### WORK INSTRUCTIONS
With the images removed, repeat the data below exactly.

### DATA BLOCK

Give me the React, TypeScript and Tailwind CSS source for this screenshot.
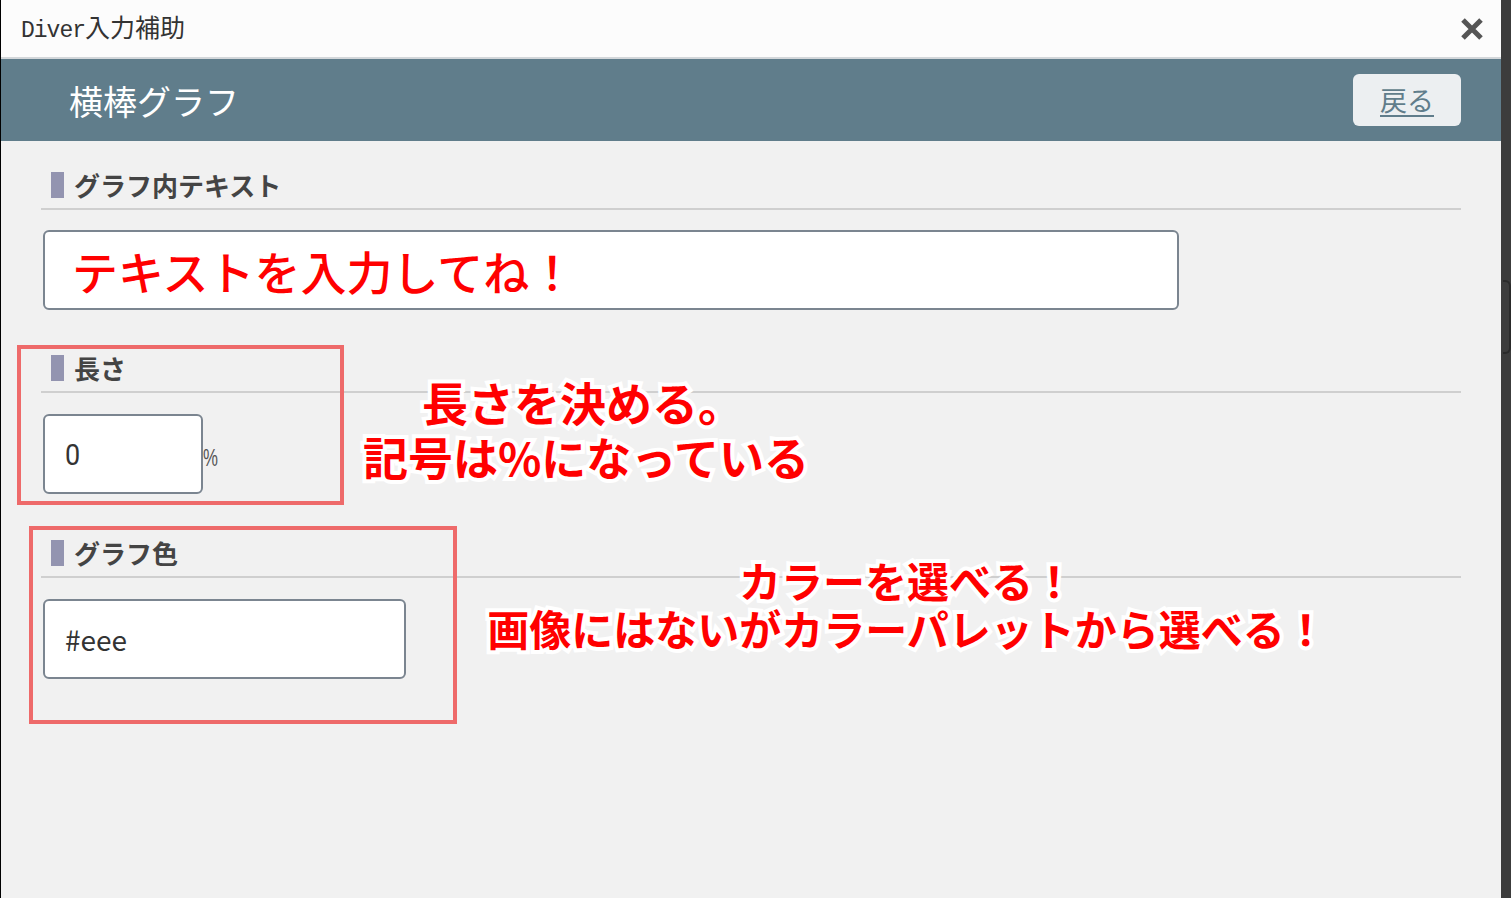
const jp = "font-['Noto_Sans_CJK_JP','Noto_Sans',sans-serif]";
const outline = "[-webkit-text-stroke:8px_white] [paint-order:stroke_fill]";

function SectionHeader({ label }: { label: string }) {
  return (
    <div>
      <div className="flex items-center h-[26px] pl-[10px] gap-[10px]">
        <span className="w-[13px] h-[26px] bg-[#9394b0]" />
        <span className={`${jp} text-[26px] font-bold text-[#444] leading-none`}>{label}</span>
      </div>
      <div className="mt-[10px] h-[2px] bg-[#cfcfcf]" />
    </div>
  );
}

function CloseIcon() {
  return (
    <svg width="24" height="24" viewBox="0 0 24 24">
      <path d="M3 3 L21 21 M21 3 L3 21" stroke="#555" strokeWidth="5" />
    </svg>
  );
}

export default function App() {
  return (
    <div className="w-[1511px] h-[898px] flex overflow-hidden">
      <div className="w-[1501px] h-full border-l border-black bg-[#f1f1f1] flex flex-col">
        {/* title bar */}
        <div className="h-[57px] bg-[#fcfcfc] flex items-center justify-between pl-[20px] pr-[17px] border-b-2 border-[#d3d7da] box-content">
          <div className="flex items-baseline text-[#333]">
            <span className="font-['Liberation_Mono',monospace] text-[23px] tracking-[-1px]">Diver</span>
            <span className={`${jp} text-[25px]`}>入力補助</span>
          </div>
          <CloseIcon />
        </div>

        {/* header */}
        <div className="h-[82px] bg-[#607d8b] flex items-center justify-between pl-[68px] pr-[40px]">
          <span className={`${jp} text-[34px] text-white`}>横棒グラフ</span>
          <button className="w-[108px] h-[52px] rounded-[6px] bg-[#eceff1] flex items-center justify-center">
            <span className={`${jp} text-[27px] text-[#607d8b] underline underline-offset-[4px]`}>戻る</span>
          </button>
        </div>

        {/* content */}
        <div className="relative flex-1 pl-[40px] pr-[40px] pt-[31px]">
          <SectionHeader label="グラフ内テキスト" />
          <div className="mt-[20px] ml-[2px] w-[1136px] h-[80px] bg-white border-2 border-[#7b8590] rounded-[6px] flex items-center pl-[27px]">
            <span className={`${jp} text-[46px] font-medium text-[#f00] leading-none`}>テキストを入力してね！</span>
          </div>

          <div className="mt-[45px]">
            <SectionHeader label="長さ" />
          </div>
          <div className="mt-[21px] ml-[2px] flex items-end">
            <div className="w-[160px] h-[80px] bg-white border-2 border-[#7b8590] rounded-[6px] flex items-center pl-[20px]">
              <span className="font-['Roboto',sans-serif] text-[30px] text-[#333] scale-x-[0.9] origin-left">0</span>
            </div>
            <span className="font-['Liberation_Sans',sans-serif] text-[24px] leading-none text-[#555] mb-[24px] scale-x-[0.7] origin-left">%</span>
          </div>

          <div className="mt-[46px]">
            <SectionHeader label="グラフ色" />
          </div>
          <div className="mt-[21px] ml-[2px] w-[363px] h-[80px] bg-white border-2 border-[#7b8590] rounded-[6px] flex items-center pl-[20px]">
            <span className={`${jp} text-[28px] text-[#333]`}>#eee</span>
          </div>

          {/* annotation boxes */}
          <div className="absolute left-[16px] top-[204px] w-[327px] h-[160px] border-4 border-[#ee6a6a]" />
          <div className="absolute left-[28px] top-[385px] w-[428px] h-[198px] border-4 border-[#ee6a6a]" />

          {/* annotation texts */}
          <div className={`absolute left-[340px] top-[233px] w-[490px] flex flex-col items-center ${jp} font-bold text-[#f00] ${outline}`}>
            <span className="text-[46px] leading-[55px] pr-[6px]">長さを決める。</span>
            <span className="text-[45px] leading-[55px]">記号は%になっている</span>
          </div>
          <div className={`absolute left-[470px] top-[415px] w-[872px] flex flex-col items-center ${jp} font-bold text-[#f00] ${outline}`}>
            <span className="text-[42px] leading-[48px]">カラーを選べる！</span>
            <span className="text-[42px] leading-[48px]">画像にはないがカラーパレットから選べる！</span>
          </div>
        </div>
      </div>

      {/* side strip */}
      <div className="w-[10px] h-full bg-[#3c3c3c] flex flex-col pt-[280px]">
        <div className="h-[74px] ml-[2px] rounded-r-[6px] border-2 border-l-0 border-[#2a2a2a]" />
      </div>
    </div>
  );
}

### EXERCISE SOLUTION
Give me the React, TypeScript and Tailwind CSS source for this screenshot.
const jp = "font-['Noto_Sans_CJK_JP','Noto_Sans',sans-serif]";
const outline = "[-webkit-text-stroke:8px_white] [paint-order:stroke_fill]";

function SectionHeader({ label }: { label: string }) {
  return (
    <div>
      <div className="flex items-center h-[26px] pl-[10px] gap-[10px]">
        <span className="w-[13px] h-[26px] bg-[#9394b0]" />
        <span className={`${jp} text-[26px] font-bold text-[#444] leading-none`}>{label}</span>
      </div>
      <div className="mt-[10px] h-[2px] bg-[#cfcfcf]" />
    </div>
  );
}

function CloseIcon() {
  return (
    <svg width="24" height="24" viewBox="0 0 24 24">
      <path d="M3 3 L21 21 M21 3 L3 21" stroke="#555" strokeWidth="5" />
    </svg>
  );
}

export default function App() {
  return (
    <div className="w-[1511px] h-[898px] flex overflow-hidden">
      <div className="w-[1501px] h-full border-l border-black bg-[#f1f1f1] flex flex-col">
        {/* title bar */}
        <div className="h-[57px] bg-[#fcfcfc] flex items-center justify-between pl-[20px] pr-[17px] border-b-2 border-[#d3d7da] box-content">
          <div className="flex items-baseline text-[#333]">
            <span className="font-['Liberation_Mono',monospace] text-[23px] tracking-[-1px]">Diver</span>
            <span className={`${jp} text-[25px]`}>入力補助</span>
          </div>
          <CloseIcon />
        </div>

        {/* header */}
        <div className="h-[82px] bg-[#607d8b] flex items-center justify-between pl-[68px] pr-[40px]">
          <span className={`${jp} text-[34px] text-white`}>横棒グラフ</span>
          <button className="w-[108px] h-[52px] rounded-[6px] bg-[#eceff1] flex items-center justify-center">
            <span className={`${jp} text-[27px] text-[#607d8b] underline underline-offset-[4px]`}>戻る</span>
          </button>
        </div>

        {/* content */}
        <div className="relative flex-1 pl-[40px] pr-[40px] pt-[31px]">
          <SectionHeader label="グラフ内テキスト" />
          <div className="mt-[20px] ml-[2px] w-[1136px] h-[80px] bg-white border-2 border-[#7b8590] rounded-[6px] flex items-center pl-[27px]">
            <span className={`${jp} text-[46px] font-medium text-[#f00] leading-none`}>テキストを入力してね！</span>
          </div>

          <div className="mt-[45px]">
            <SectionHeader label="長さ" />
          </div>
          <div className="mt-[21px] ml-[2px] flex items-end">
            <div className="w-[160px] h-[80px] bg-white border-2 border-[#7b8590] rounded-[6px] flex items-center pl-[20px]">
              <span className="font-['Roboto',sans-serif] text-[30px] text-[#333] scale-x-[0.9] origin-left">0</span>
            </div>
            <span className="font-['Liberation_Sans',sans-serif] text-[24px] leading-none text-[#555] mb-[24px] scale-x-[0.7] origin-left">%</span>
          </div>

          <div className="mt-[46px]">
            <SectionHeader label="グラフ色" />
          </div>
          <div className="mt-[21px] ml-[2px] w-[363px] h-[80px] bg-white border-2 border-[#7b8590] rounded-[6px] flex items-center pl-[20px]">
            <span className={`${jp} text-[28px] text-[#333]`}>#eee</span>
          </div>

          {/* annotation boxes */}
          <div className="absolute left-[16px] top-[204px] w-[327px] h-[160px] border-4 border-[#ee6a6a]" />
          <div className="absolute left-[28px] top-[385px] w-[428px] h-[198px] border-4 border-[#ee6a6a]" />

          {/* annotation texts */}
          <div className={`absolute left-[340px] top-[233px] w-[490px] flex flex-col items-center ${jp} font-bold text-[#f00] ${outline}`}>
            <span className="text-[46px] leading-[55px] pr-[6px]">長さを決める。</span>
            <span className="text-[45px] leading-[55px]">記号は%になっている</span>
          </div>
          <div className={`absolute left-[470px] top-[415px] w-[872px] flex flex-col items-center ${jp} font-bold text-[#f00] ${outline}`}>
            <span className="text-[42px] leading-[48px]">カラーを選べる！</span>
            <span className="text-[42px] leading-[48px]">画像にはないがカラーパレットから選べる！</span>
          </div>
        </div>
      </div>

      {/* side strip */}
      <div className="w-[10px] h-full bg-[#3c3c3c] flex flex-col pt-[280px]">
        <div className="h-[74px] ml-[2px] rounded-r-[6px] border-2 border-l-0 border-[#2a2a2a]" />
      </div>
    </div>
  );
}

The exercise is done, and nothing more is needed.